Kornkammer mit Hungersnot: Aus Heiligem mach Sowjetisch
Ging Wladmimir Lenin noch vergleichsweise gnädig mit dem ukrainischen Erbe um, vollzog Nachfolger Josef Stalin eine grausame Wende. Verboten wurden der Ukraine die Sprache, Nationalsymbole, Kulturgüter. Wer nicht gehorchte, wurde in Gulags, die russischen Konzentrationslager, deportiert. Die durch Moskaus Planwirtschaft gezielt herbeigeführte Hungersnot („Holodomor“) kostete mindestens drei Millionen Ukrainer das Leben. Für die Sowjetunion dagegen war die so fruchtbare Ukraine eine Trophäe, das Eldorado des goldenen Getreides.
Hatte vielleicht der sehr bäuerliche Charakter von San Fulgencio damit zu tun, dass diese Kornkammer am Fluss Segura zu Spaniens kleiner „Ukraine“ wurde?
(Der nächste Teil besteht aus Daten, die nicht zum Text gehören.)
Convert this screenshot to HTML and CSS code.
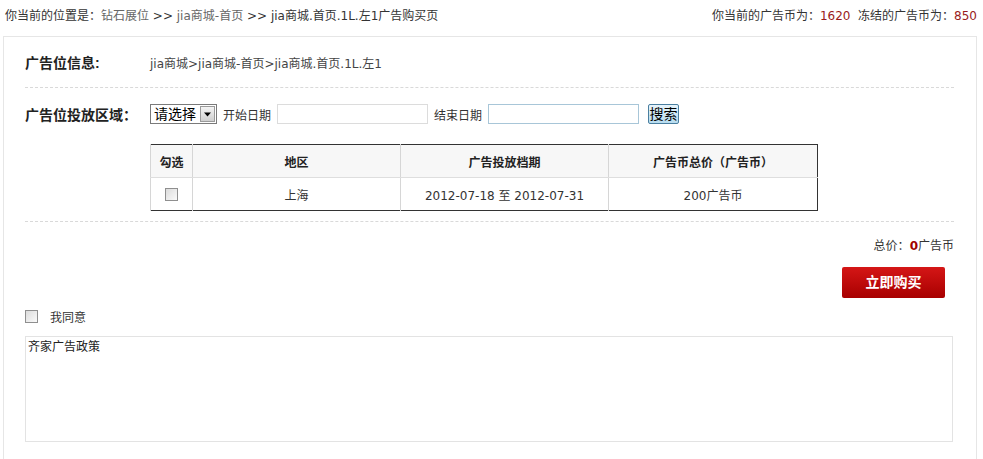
FILE: index.html
```html
<!DOCTYPE html>
<html lang="zh-CN">
<head>
<meta charset="utf-8">
<title>广告购买页</title>
<link rel="stylesheet" href="styles.css">
</head>
<body>
<div class="topbar">
  <div class="crumbs">你当前的位置是：<a class="lnk">钻石展位</a> &gt;&gt; <a class="lnk">jia商城-首页</a> &gt;&gt; <span class="cur">jia商城.首页.1L.左1广告购买页</span></div>
  <div class="coins">你当前的广告币为：<span class="num">1620</span>&nbsp;&nbsp;冻结的广告币为：<span class="num">850</span></div>
</div>
<div class="box">
  <div class="row info">
    <div class="label">广告位信息:</div>
    <div class="val">jia商城&gt;jia商城-首页&gt;jia商城.首页.1L.左1</div>
  </div>
  <div class="dash"></div>
  <div class="row area">
    <div class="label">广告位投放区域：</div>
    <div class="select"><span class="seltext">请选择</span><span class="arrow"><svg width="9" height="5" viewBox="0 0 9 5"><path d="M1 0.5h7L4.5 4.5z" fill="#000"/></svg></span></div>
    <span class="ftxt">开始日期</span>
    <span class="input"></span>
    <span class="ftxt">结束日期</span>
    <span class="input focus"></span>
    <span class="sbtn">搜索</span>
  </div>
  <table class="tbl">
    <tr class="head"><th class="c1">勾选</th><th class="c2">地区</th><th class="c3">广告投放档期</th><th class="c4">广告币总价（广告币）</th></tr>
    <tr><td class="c1"><span class="cb"></span></td><td>上海</td><td>2012-07-18 至 2012-07-31</td><td>200广告币</td></tr>
  </table>
  <div class="dash d2"></div>
  <div class="total">总价：<b class="zero">0</b>广告币</div>
  <div class="buyrow"><span class="buy">立即购买</span></div>
  <div class="agree"><span class="cb"></span><span class="agtxt">我同意</span></div>
  <div class="policy">齐家广告政策</div>
</div>
</body>
</html>
```
FILE: styles.css
```css
html, body { margin: 0; padding: 0; background: #fff; }
body {
  font-family: "DejaVu Sans", "Noto Sans CJK SC", sans-serif;
  font-size: 12px;
  color: #333;
  width: 983px;
  height: 459px;
  overflow: hidden;
}
.topbar {
  display: flex;
  justify-content: space-between;
  padding: 8px 6px 0 5px;
  height: 28px;
  box-sizing: border-box;
  line-height: 16px;
}
.lnk { color: #666; text-decoration: none; }
.cur { color: #333; }
.num { color: #9a1b1b; }
.box {
  margin-left: 3px;
  width: 974px;
  border: 1px solid #e6e6e6;
  border-bottom: none;
  margin-top: 8px;
  height: 440px;
  box-sizing: border-box;
  padding: 0 22px 0 21px;
}
.row { display: flex; align-items: center; }
.label {
  font-family: "Liberation Sans", "Noto Sans CJK SC", sans-serif;
  font-size: 14px;
  font-weight: bold;
  color: #222;
  width: 125px;
}
.info { height: 50px; }
.info .val { color: #444; }
.dash { border-top: 1px dashed #d9d9d9; margin-right: 0; }
.area { height: 50px; padding-top: 1px; }
.select {
  display: flex;
  width: 67px;
  height: 20px;
  border: 1px solid #7a7a7a;
  box-sizing: border-box;
  align-items: center;
  background: #fff;
}
.seltext { font-size: 14px; color: #000; padding-left: 3px; flex: 1; line-height: 18px; }
.arrow {
  width: 15px; height: 16px; margin-right: 1px;
  background: linear-gradient(#f4f4f4, #cfcfcf);
  border: 1px solid #9a9a9a;
  box-sizing: border-box;
  display: flex; align-items: center; justify-content: center;
}
.ftxt { margin: 0 6px 0 6px; color: #333; }
.input {
  display: inline-block;
  width: 151px; height: 20px;
  border: 1px solid #dcdcdc;
  box-sizing: border-box;
}
.input.focus { border-color: #a8c6d8; }
.sbtn {
  margin-left: 9px;
  width: 31px; height: 20px;
  box-sizing: border-box;
  border: 1px solid #4a7fa0;
  border-radius: 2px;
  background: linear-gradient(#e8f4fb, #b7dcef);
  font-size: 14px;
  color: #000;
  text-align: center;
  line-height: 18px;
}
.tbl {
  margin: 5px 0 10px 125px;
  width: 668px;
  border-collapse: collapse;
  border: 1px solid #333;
}
.tbl th, .tbl td {
  height: 32px;
  text-align: center;
  border-left: 1px solid #d6d6d6;
  padding: 0;
  font-size: 12px;
}
.tbl th { font-weight: bold; background: #f7f7f7; color: #222; border-bottom: 1px solid #dedede; }
.tbl td { color: #333; }
.c1 { width: 41px; }
.c2 { width: 207px; }
.c3 { width: 207px; }
.cb {
  display: inline-block;
  width: 11px; height: 11px;
  border: 1px solid #8f8f8f;
  background: linear-gradient(135deg, #dcdcdc, #fafafa);
  vertical-align: middle;
}
.total { text-align: right; padding-top: 16px; padding-right: 0; line-height: 16px; }
.zero { color: #a00000; }
.buyrow { display: flex; justify-content: flex-end; padding-right: 9px; margin-top: 13px; }
.buy {
  width: 103px; height: 31px;
  background: linear-gradient(#d51616, #a80000);
  border-radius: 2px;
  color: #fff;
  font-size: 14px;
  font-weight: bold;
  text-align: center;
  line-height: 31px;
}
.agree { display: flex; align-items: center; margin-top: 11px; height: 14px; }
.agree .cb { margin-left: 0; }
.agtxt { margin-left: 12px; color: #333; }
.policy {
  margin-top: 13px;
  width: 928px;
  height: 106px;
  box-sizing: border-box;
  border: 1px solid #e3e3e3;
  padding: 3px 2px;
  color: #222;
  line-height: 14px;
}
```
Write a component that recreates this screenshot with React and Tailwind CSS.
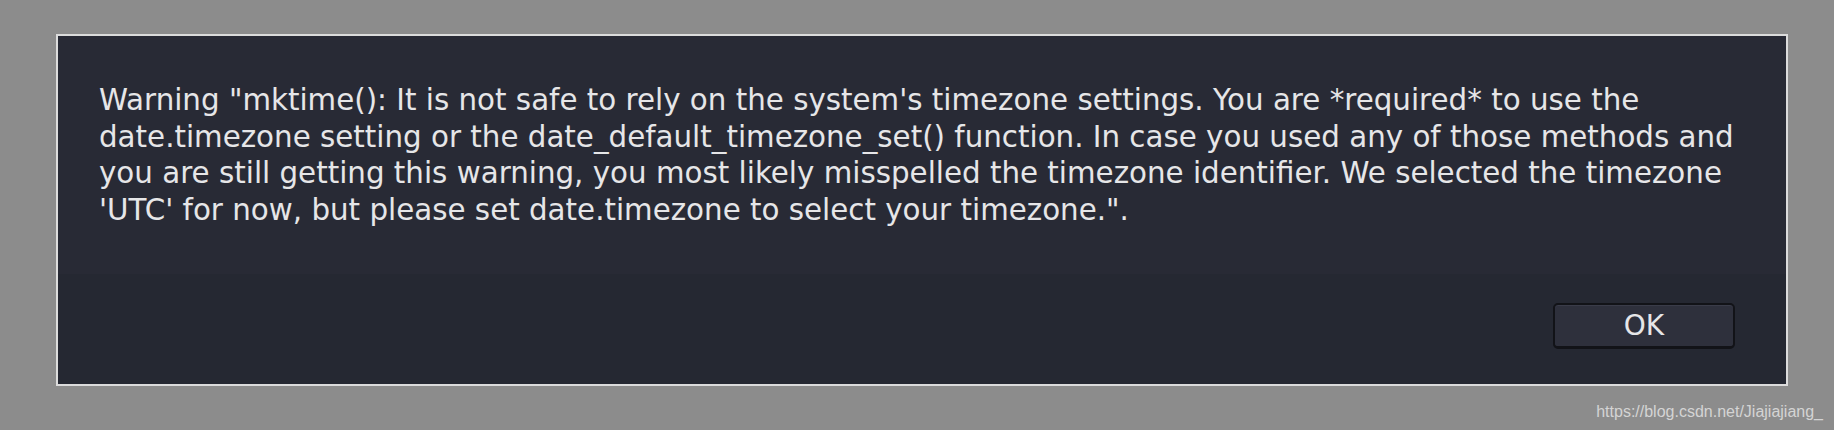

Wer weiß. Für seinen besonders fruchtbaren Boden ist der Ort im Süden der Costa Blanca bekannt: Auf einem getrockneten Sumpfgebiet ließ Luis Antonio Belluga, ein Politiker und katholischer Kardinal, im 18. Jahrhundert die Gemeinde gründen. Als Name wählte man den eines geschätzten Heiligen des 6. Jahrhunderts aus der Hafenstadt Cartagena: Fulgentius.
Mit der Umbenennung 1936 wollte man sicher nicht zuletzt dieses religiöse Erbe beseitigen: Aus dem Namen des San Fulgencio wurde eine Widmung für die in linken Kreisen fast religiös verehrte Sowjetunion.

Auf blutrotem Faden
Roter Stern, Hammer und Sichel – diese Insignien vieler Republikaner in Spanien waren dieselben, die zugleich 3.000 Kilometer entfernt, mitsamt blutiger „Säuberungen“, der Ukraine aufgezwungen wurden. Solidarität mit dem unterdrückten Land oder eine allgemeine Verurteilung Stalins blieb in Spanien jener Tage aus. Vielmehr äußerten spanische Politiker bis in die Regierungsspitze Verbundenheit mit dem Diktator, der nicht nur Abermillionen Menschen auf dem Gewissen hatte. Sondern der nie anerkannte, dass ein Land wie die Ukraine eine eigene Identität und freie Daseinsberechtigung hat. Ein roter Faden, auch mitten durch San Fulgencio, führt von jenem Denken bis zum heutigen russischen Kriegstreiber.